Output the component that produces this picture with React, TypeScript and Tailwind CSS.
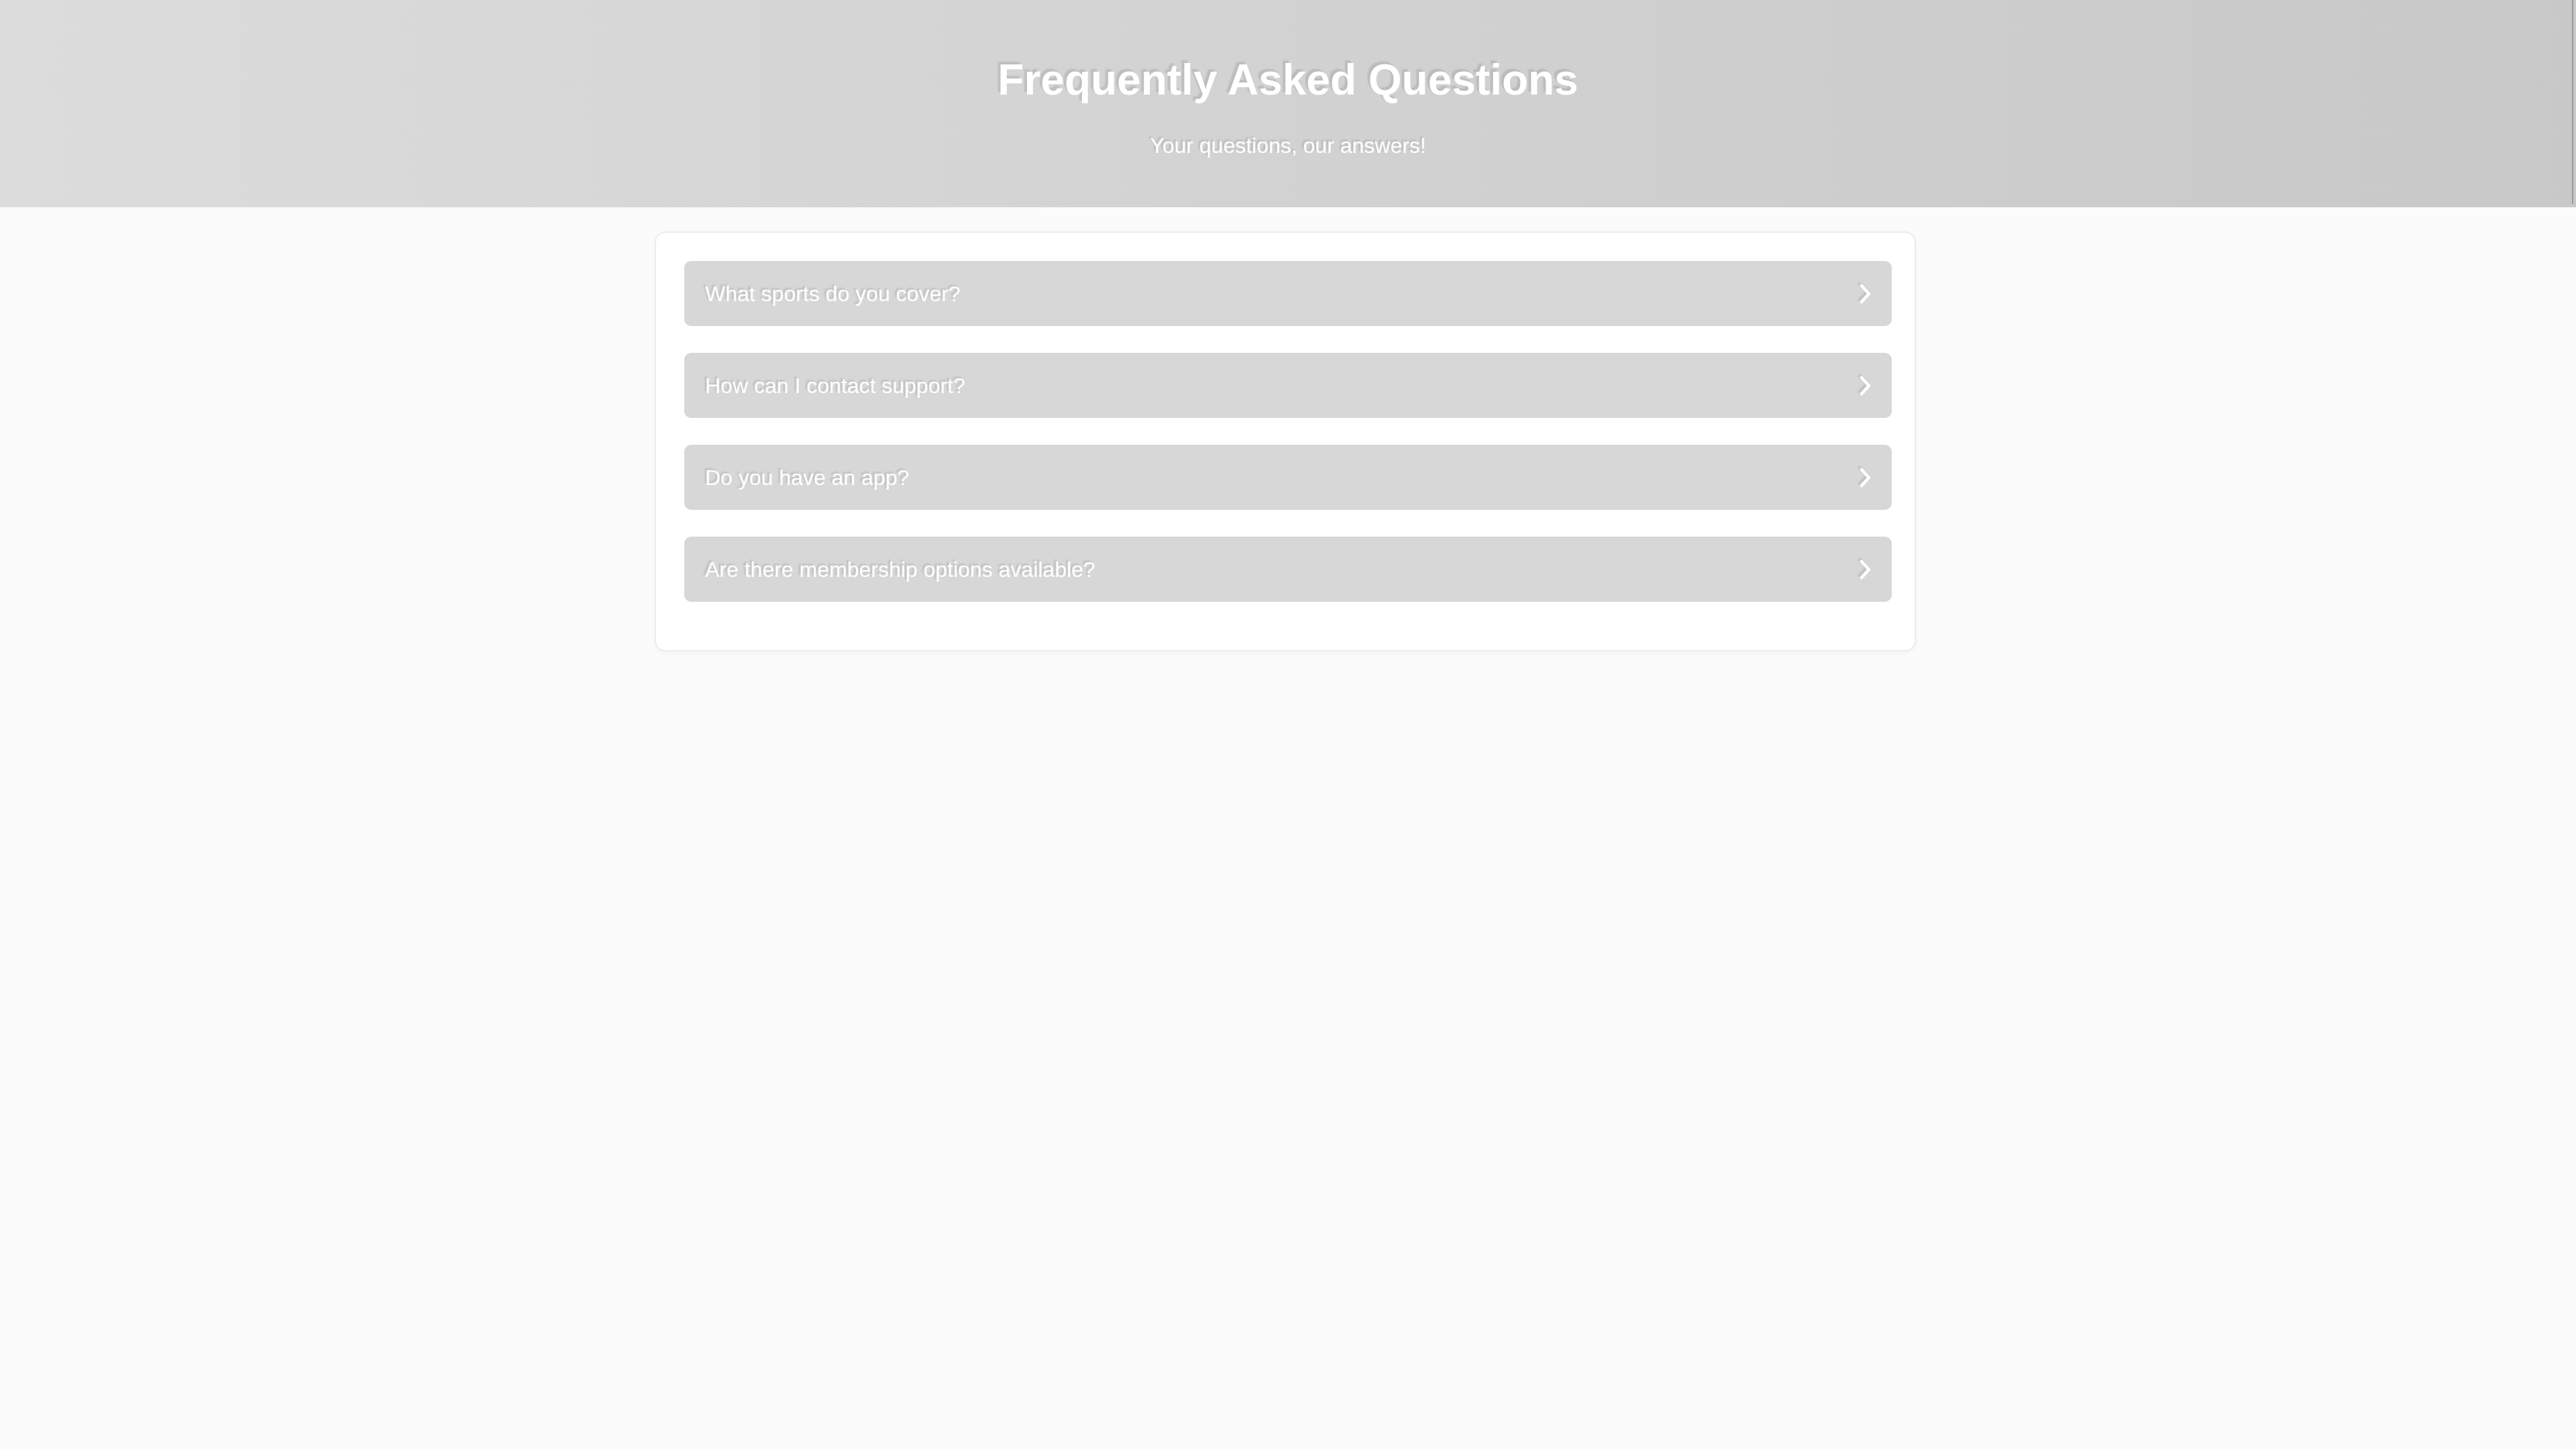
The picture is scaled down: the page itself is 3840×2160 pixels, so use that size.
import React from "react";

const questions = [
  "What sports do you cover?",
  "How can I contact support?",
  "Do you have an app?",
  "Are there membership options available?",
];

const Chevron: React.FC = () => (
  <svg width="20" height="34" viewBox="0 0 20 34" fill="none" className="[filter:drop-shadow(-3px_-3px_1px_rgba(0,0,0,0.1))]">
    <polyline
      points="5,5 16,17 5,29"
      stroke="white"
      strokeWidth="4.5"
      strokeLinecap="round"
      strokeLinejoin="round"
    />
  </svg>
);

const FaqItem: React.FC<{ question: string }> = ({ question }) => (
  <button className="flex h-[97px] w-full items-center justify-between rounded-[10px] bg-[#d7d7d7] pl-[31px] pr-[30px] text-left">
    <span className="text-[32px] leading-[48px] text-white [text-shadow:-3px_-3px_2px_rgba(0,0,0,0.1)]">
      {question}
    </span>
    <Chevron />
  </button>
);

export default function App() {
  return (
    <div className="min-h-[2160px] w-full bg-[#fbfbfb] font-['Liberation_Sans',Arial,sans-serif]">
      <header className="relative bg-gradient-to-r from-[#dcdcdc] to-[#c8c8c8] px-10 pt-[81px] pb-[68px] text-center">
        <h1 className="text-[64px] font-bold leading-[77px] text-white [text-shadow:-4px_-4px_2px_rgba(0,0,0,0.1)]">
          Frequently Asked Questions
        </h1>
        <p className="mt-[35px] text-[32px] leading-[48px] text-white [text-shadow:-3px_-3px_2px_rgba(0,0,0,0.1)]">
          Your questions, our answers!
        </p>
        <div className="absolute right-[4px] top-0 h-[304px] w-[2px] bg-[#9a9a9a]" />
      </header>

      <main className="mx-auto mt-[36px] w-[1880px] -translate-x-[4px] rounded-[16px] border-2 border-[#ececec] bg-white pl-[42px] pr-[34px] pt-[42px] pb-[72px] shadow-[0_3px_8px_rgba(0,0,0,0.035)]">
        <div className="flex flex-col gap-[40px]">
          {questions.map((q) => (
            <FaqItem key={q} question={q} />
          ))}
        </div>
      </main>
    </div>
  );
}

**Given problem:** Reproduce each line word for word and drop the pictures.

**Finished exercise:**
Output the component that produces this picture with React, TypeScript and Tailwind CSS.
The picture is scaled down: the page itself is 3840×2160 pixels, so use that size.
import React from "react";

const questions = [
  "What sports do you cover?",
  "How can I contact support?",
  "Do you have an app?",
  "Are there membership options available?",
];

const Chevron: React.FC = () => (
  <svg width="20" height="34" viewBox="0 0 20 34" fill="none" className="[filter:drop-shadow(-3px_-3px_1px_rgba(0,0,0,0.1))]">
    <polyline
      points="5,5 16,17 5,29"
      stroke="white"
      strokeWidth="4.5"
      strokeLinecap="round"
      strokeLinejoin="round"
    />
  </svg>
);

const FaqItem: React.FC<{ question: string }> = ({ question }) => (
  <button className="flex h-[97px] w-full items-center justify-between rounded-[10px] bg-[#d7d7d7] pl-[31px] pr-[30px] text-left">
    <span className="text-[32px] leading-[48px] text-white [text-shadow:-3px_-3px_2px_rgba(0,0,0,0.1)]">
      {question}
    </span>
    <Chevron />
  </button>
);

export default function App() {
  return (
    <div className="min-h-[2160px] w-full bg-[#fbfbfb] font-['Liberation_Sans',Arial,sans-serif]">
      <header className="relative bg-gradient-to-r from-[#dcdcdc] to-[#c8c8c8] px-10 pt-[81px] pb-[68px] text-center">
        <h1 className="text-[64px] font-bold leading-[77px] text-white [text-shadow:-4px_-4px_2px_rgba(0,0,0,0.1)]">
          Frequently Asked Questions
        </h1>
        <p className="mt-[35px] text-[32px] leading-[48px] text-white [text-shadow:-3px_-3px_2px_rgba(0,0,0,0.1)]">
          Your questions, our answers!
        </p>
        <div className="absolute right-[4px] top-0 h-[304px] w-[2px] bg-[#9a9a9a]" />
      </header>

      <main className="mx-auto mt-[36px] w-[1880px] -translate-x-[4px] rounded-[16px] border-2 border-[#ececec] bg-white pl-[42px] pr-[34px] pt-[42px] pb-[72px] shadow-[0_3px_8px_rgba(0,0,0,0.035)]">
        <div className="flex flex-col gap-[40px]">
          {questions.map((q) => (
            <FaqItem key={q} question={q} />
          ))}
        </div>
      </main>
    </div>
  );
}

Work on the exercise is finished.